Prayer: Thank you Lord for making me, me. Thank you Lord for my life – the good, the bad and the ugly. Thank you God that you work all things together for good. Lord – in my weaknesses would your power be made perfect. Pour more of your grace into my life, show me your kindness as King and restore the areas lost. Thank you Lord that you make all things beautiful in your timing. Amen
2 Samuel 9:1-13
Now David said, “Is there still anyone who is left of the house of Saul, that I may show him kindness for Jonathan’s sake?” And there was a servant of the house of Saul whose name was Ziba. So when they had called him to David, the king said to him, “Are you Ziba?” He said, “At your service!” Then the king said, “Is there not still someone of the house of Saul, to whom I may show the kindness of God?” And Ziba said to the king, “There is still a son of Jonathan who is lame in his feet.” So the king said to him, “Where is he?” And Ziba said to the king, “Indeed he is in the house of Machir the son of Ammiel, in Lo Debar.” Then King David sent and brought him out of the house of Machir the son of Ammiel, from Lo Debar. Now when Mephibosheth the son of Jonathan, the son of Saul, had come to David, he fell on his face and prostrated himself. Then David said, “Mephibosheth?” And he answered, “Here is your servant!” So David said to him, “Do not fear, for I will surely show you kindness for Jonathan your father’s sake, and will restore to you all the land of Saul your grandfather; and you shall eat bread at my table continually.” Then he bowed himself, and said, “What is your servant, that you should look upon such a dead dog as I?” And the king called to Ziba, Saul’s servant, and said to him, “I have given to your master’s son all that belonged to Saul and to all his house. You therefore, and your sons and your servants, shall work the land for him, and you shall bring in the harvest, that your master’s son may have food to eat.

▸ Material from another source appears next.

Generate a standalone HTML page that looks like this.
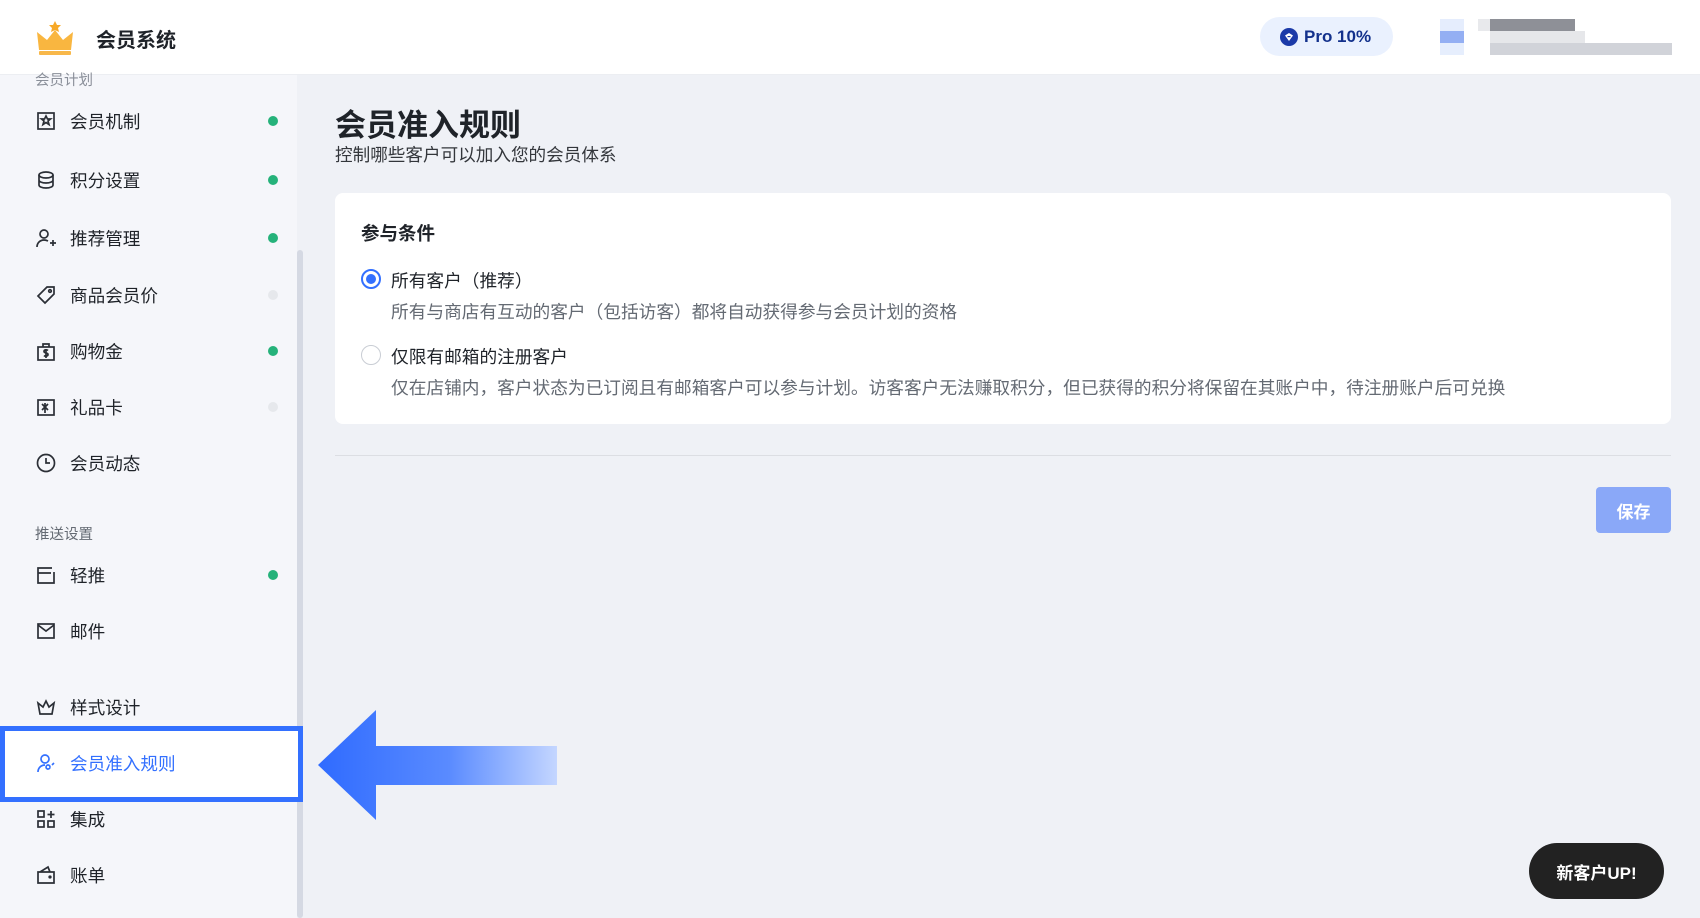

But Mephibosheth your master’s son shall eat bread at my table always.” Now Ziba had fifteen sons and twenty servants. Then Ziba said to the king, “According to all that my lord the king has commanded his servant, so will your servant do.” “As for Mephibosheth,” said the king, “he shall eat at my table like one of the king’s sons.” Mephibosheth had a young son whose name was Micha. And all who dwelt in the house of Ziba were servants of Mephibosheth. So Mephibosheth dwelt in Jerusalem, for he ate continually at the king’s table. And he was lame in both his feet.